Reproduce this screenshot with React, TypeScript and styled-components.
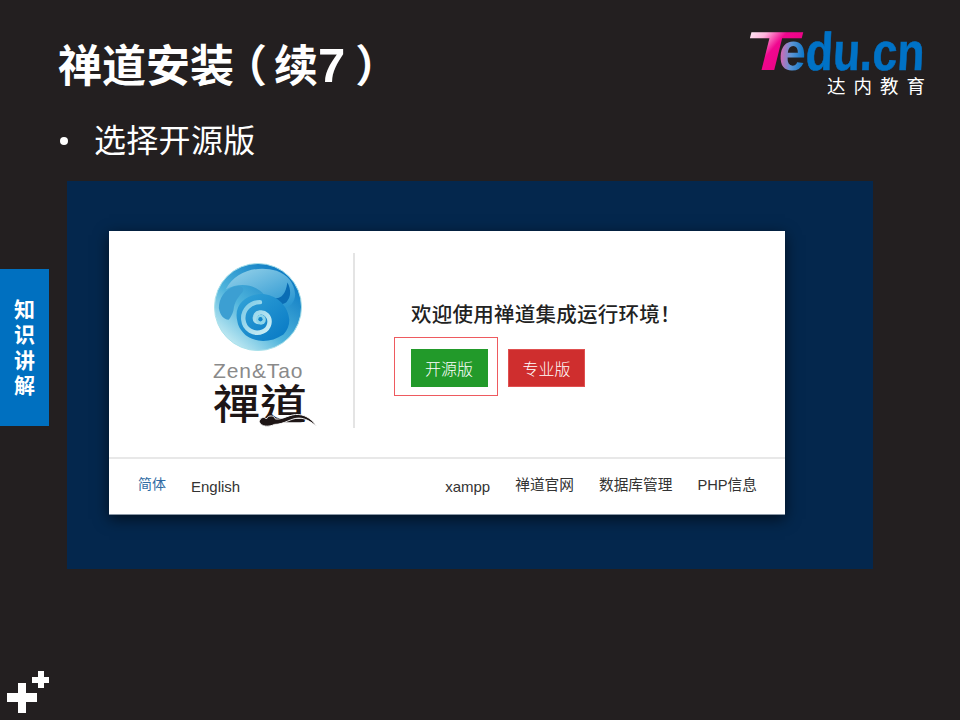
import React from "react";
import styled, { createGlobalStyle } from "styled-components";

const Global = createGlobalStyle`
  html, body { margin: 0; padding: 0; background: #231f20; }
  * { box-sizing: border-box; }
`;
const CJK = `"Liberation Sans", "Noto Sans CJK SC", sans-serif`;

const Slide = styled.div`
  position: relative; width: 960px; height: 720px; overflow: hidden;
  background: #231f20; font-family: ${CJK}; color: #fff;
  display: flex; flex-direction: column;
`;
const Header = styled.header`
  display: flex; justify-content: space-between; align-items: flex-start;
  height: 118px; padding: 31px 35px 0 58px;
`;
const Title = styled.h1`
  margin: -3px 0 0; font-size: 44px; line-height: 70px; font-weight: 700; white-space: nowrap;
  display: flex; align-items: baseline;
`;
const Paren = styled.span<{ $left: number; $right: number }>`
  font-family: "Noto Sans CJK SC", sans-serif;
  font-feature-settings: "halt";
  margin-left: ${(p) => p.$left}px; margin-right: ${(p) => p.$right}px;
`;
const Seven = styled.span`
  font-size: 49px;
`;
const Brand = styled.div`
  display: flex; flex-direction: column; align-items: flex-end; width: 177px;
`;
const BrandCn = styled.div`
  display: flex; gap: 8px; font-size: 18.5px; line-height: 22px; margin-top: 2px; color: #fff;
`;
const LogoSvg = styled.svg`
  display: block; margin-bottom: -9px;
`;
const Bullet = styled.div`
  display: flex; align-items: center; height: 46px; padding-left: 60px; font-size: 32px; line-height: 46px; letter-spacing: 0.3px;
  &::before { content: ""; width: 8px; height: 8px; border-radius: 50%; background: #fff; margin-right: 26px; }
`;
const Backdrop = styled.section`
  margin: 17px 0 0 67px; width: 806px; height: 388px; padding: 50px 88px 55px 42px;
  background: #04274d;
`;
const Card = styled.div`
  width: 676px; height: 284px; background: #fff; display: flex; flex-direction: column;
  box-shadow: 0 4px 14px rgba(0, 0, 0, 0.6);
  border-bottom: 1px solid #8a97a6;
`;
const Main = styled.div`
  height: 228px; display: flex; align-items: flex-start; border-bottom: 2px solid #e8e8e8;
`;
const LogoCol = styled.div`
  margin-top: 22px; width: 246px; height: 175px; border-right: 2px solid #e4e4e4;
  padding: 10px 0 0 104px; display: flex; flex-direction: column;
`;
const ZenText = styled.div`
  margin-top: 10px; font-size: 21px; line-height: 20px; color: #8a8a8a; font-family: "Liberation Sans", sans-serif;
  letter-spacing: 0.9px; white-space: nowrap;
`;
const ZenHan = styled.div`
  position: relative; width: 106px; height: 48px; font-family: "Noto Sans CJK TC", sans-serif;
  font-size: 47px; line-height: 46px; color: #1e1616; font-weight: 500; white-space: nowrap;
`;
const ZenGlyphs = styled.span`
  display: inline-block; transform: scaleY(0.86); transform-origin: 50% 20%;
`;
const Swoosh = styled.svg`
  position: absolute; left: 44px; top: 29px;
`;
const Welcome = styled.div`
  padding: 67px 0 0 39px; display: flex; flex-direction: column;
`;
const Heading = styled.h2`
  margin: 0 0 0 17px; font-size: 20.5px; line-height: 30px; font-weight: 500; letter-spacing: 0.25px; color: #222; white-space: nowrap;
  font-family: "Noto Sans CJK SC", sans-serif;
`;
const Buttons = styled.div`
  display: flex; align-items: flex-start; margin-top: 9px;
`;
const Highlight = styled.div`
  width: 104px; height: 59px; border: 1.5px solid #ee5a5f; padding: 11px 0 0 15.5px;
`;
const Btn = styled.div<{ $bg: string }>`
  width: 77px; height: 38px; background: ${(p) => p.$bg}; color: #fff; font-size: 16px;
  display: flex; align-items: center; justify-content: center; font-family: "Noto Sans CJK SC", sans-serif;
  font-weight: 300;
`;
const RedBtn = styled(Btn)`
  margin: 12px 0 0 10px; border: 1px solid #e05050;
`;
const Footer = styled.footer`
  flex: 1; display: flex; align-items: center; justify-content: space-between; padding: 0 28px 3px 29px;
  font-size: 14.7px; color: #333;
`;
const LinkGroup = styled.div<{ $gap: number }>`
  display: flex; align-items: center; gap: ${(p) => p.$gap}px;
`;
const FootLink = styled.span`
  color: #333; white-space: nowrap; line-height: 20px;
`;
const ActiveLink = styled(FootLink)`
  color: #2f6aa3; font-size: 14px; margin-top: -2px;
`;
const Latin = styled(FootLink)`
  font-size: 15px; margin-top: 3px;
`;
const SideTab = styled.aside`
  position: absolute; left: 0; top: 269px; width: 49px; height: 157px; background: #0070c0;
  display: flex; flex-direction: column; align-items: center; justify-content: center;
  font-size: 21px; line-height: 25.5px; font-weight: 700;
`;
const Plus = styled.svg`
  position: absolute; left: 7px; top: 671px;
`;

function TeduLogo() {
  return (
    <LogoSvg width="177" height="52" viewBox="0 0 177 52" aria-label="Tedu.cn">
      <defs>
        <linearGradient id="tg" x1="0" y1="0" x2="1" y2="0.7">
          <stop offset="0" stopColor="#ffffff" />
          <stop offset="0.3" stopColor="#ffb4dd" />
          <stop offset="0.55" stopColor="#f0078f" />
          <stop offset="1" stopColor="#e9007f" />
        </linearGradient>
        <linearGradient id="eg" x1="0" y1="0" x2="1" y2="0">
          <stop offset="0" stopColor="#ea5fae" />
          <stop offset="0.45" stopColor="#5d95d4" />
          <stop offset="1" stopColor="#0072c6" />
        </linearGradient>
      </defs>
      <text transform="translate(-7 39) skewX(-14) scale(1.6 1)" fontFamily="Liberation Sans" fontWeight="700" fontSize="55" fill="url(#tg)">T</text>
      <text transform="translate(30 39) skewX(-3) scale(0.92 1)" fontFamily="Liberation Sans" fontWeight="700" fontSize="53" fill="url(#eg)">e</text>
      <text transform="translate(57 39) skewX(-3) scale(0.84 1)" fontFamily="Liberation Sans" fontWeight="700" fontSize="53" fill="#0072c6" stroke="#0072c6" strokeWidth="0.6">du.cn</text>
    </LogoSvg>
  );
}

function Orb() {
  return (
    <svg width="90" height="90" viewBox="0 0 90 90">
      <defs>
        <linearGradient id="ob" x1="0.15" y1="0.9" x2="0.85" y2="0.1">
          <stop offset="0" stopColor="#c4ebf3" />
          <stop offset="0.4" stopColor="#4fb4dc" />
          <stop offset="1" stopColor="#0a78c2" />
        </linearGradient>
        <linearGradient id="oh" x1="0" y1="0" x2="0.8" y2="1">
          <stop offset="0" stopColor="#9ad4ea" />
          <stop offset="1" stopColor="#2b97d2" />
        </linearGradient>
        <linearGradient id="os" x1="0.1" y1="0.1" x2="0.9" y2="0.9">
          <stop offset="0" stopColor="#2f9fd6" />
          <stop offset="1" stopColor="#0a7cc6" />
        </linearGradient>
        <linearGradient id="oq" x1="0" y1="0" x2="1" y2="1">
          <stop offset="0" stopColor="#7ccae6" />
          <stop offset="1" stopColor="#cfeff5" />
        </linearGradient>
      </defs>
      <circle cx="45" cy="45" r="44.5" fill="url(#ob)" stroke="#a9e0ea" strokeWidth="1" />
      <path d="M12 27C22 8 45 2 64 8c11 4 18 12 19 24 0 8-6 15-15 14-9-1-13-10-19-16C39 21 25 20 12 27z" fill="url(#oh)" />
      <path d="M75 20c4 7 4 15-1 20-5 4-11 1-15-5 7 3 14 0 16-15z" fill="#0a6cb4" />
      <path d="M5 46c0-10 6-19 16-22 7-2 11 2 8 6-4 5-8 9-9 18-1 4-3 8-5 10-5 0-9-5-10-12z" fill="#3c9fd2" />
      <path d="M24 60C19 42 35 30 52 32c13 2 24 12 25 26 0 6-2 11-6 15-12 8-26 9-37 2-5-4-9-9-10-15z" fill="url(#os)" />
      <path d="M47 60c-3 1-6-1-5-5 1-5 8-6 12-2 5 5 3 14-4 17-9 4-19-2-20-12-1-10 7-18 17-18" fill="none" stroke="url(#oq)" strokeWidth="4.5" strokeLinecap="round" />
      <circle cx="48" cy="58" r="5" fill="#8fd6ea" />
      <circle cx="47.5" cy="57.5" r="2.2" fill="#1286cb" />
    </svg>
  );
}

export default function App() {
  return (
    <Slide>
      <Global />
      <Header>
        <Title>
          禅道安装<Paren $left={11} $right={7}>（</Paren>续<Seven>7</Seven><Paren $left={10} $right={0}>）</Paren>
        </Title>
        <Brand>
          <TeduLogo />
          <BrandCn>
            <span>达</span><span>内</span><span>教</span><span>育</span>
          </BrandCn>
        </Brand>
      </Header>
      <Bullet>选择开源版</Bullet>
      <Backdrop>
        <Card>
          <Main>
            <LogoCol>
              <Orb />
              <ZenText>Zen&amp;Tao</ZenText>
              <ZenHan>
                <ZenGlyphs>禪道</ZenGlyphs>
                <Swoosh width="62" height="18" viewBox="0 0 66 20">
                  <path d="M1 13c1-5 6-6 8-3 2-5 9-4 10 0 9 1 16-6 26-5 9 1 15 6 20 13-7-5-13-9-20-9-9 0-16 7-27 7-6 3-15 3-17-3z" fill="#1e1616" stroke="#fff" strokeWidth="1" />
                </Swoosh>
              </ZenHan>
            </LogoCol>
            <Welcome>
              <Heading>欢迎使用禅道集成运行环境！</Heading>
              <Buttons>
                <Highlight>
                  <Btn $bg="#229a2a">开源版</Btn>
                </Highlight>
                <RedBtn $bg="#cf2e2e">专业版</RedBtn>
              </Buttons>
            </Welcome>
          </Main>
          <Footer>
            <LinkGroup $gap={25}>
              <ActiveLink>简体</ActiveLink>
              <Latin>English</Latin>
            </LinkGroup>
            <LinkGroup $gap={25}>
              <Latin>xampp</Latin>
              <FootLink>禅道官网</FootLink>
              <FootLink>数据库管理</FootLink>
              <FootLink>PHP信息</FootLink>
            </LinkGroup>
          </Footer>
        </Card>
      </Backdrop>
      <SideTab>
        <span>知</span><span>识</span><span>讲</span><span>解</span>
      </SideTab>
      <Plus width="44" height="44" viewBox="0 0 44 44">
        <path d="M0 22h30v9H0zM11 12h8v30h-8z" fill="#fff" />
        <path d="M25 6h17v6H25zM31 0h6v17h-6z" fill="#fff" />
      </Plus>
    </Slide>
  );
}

==

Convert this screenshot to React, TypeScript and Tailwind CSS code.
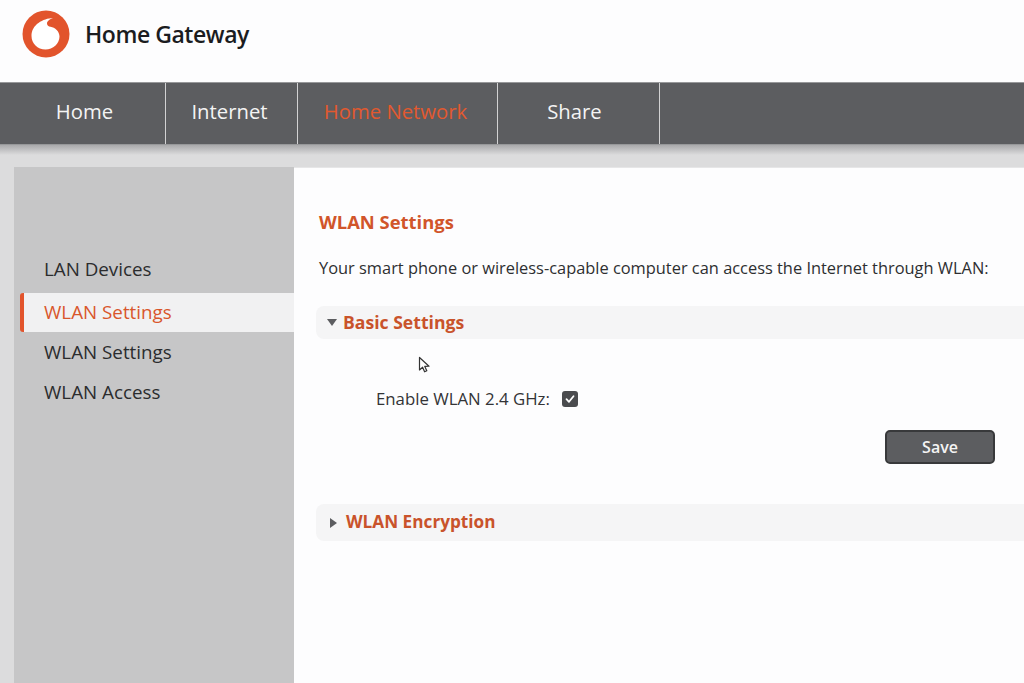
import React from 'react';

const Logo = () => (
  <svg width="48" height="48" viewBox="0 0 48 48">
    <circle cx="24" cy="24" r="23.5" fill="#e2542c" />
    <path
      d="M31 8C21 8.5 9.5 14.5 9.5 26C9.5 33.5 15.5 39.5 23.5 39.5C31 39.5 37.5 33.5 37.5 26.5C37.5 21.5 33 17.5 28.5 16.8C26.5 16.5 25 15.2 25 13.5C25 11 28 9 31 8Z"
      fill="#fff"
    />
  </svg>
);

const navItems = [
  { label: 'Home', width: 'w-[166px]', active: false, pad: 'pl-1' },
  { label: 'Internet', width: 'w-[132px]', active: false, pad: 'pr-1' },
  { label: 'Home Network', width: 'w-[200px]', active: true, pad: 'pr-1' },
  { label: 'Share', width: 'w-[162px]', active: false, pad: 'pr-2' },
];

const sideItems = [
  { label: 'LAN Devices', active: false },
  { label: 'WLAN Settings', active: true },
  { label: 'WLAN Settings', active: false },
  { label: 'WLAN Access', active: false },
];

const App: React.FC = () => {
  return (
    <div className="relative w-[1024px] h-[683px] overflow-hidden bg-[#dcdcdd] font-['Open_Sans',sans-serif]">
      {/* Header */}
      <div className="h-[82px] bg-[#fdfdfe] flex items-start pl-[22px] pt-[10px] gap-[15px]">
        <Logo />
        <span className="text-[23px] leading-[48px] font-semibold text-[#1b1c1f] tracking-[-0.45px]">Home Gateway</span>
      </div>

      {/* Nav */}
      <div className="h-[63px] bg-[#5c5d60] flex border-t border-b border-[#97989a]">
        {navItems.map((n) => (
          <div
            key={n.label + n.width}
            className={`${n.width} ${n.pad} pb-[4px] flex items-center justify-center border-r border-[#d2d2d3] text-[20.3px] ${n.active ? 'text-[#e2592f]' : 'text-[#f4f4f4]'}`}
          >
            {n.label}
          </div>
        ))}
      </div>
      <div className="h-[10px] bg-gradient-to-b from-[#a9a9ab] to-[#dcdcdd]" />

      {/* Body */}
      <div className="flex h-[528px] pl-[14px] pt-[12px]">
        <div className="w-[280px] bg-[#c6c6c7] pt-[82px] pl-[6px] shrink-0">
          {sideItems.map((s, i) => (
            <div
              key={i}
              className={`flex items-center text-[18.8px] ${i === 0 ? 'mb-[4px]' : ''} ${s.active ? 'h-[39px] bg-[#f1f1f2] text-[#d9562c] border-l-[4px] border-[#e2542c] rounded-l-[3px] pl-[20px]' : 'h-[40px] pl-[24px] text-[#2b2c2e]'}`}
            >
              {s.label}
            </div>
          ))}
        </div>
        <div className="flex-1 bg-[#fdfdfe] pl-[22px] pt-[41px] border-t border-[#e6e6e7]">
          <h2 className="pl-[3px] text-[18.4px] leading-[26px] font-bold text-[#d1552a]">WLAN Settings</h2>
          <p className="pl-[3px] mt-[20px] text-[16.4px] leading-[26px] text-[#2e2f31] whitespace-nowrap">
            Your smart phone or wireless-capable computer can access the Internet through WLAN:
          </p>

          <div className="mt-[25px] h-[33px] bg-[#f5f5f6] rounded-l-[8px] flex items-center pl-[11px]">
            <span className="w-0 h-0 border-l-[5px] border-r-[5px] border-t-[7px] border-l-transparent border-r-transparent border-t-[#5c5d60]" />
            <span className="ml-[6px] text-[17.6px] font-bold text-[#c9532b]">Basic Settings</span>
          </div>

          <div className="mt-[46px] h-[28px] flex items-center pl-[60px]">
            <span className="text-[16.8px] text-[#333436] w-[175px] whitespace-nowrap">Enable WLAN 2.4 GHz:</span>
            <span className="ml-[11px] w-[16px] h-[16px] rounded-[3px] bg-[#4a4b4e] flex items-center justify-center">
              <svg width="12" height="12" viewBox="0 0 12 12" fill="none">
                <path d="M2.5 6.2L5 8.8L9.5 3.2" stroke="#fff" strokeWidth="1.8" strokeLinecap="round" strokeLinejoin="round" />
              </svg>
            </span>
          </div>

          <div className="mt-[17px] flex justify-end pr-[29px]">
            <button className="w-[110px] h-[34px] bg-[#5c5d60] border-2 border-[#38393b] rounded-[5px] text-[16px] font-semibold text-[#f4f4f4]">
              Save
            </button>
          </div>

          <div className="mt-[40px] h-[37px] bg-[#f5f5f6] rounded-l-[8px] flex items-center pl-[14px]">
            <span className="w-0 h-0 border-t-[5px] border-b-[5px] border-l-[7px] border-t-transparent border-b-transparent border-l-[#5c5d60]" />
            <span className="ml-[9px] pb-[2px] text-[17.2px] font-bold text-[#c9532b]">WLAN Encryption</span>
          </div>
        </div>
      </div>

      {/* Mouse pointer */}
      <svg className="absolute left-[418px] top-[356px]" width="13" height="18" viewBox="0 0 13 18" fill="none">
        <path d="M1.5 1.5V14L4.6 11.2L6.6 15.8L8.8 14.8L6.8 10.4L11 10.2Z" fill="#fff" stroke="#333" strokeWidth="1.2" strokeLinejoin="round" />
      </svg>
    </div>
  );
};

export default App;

--

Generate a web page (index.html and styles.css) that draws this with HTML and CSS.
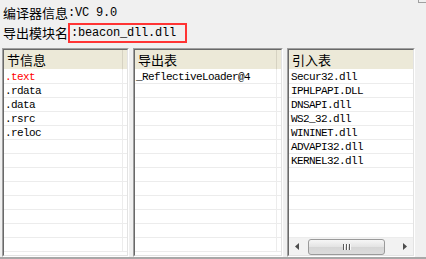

* _Problem to work on_
Within the entries above, work out how many lines contain the word "screenshot". The number alone is the answer.

* _Written reply_
2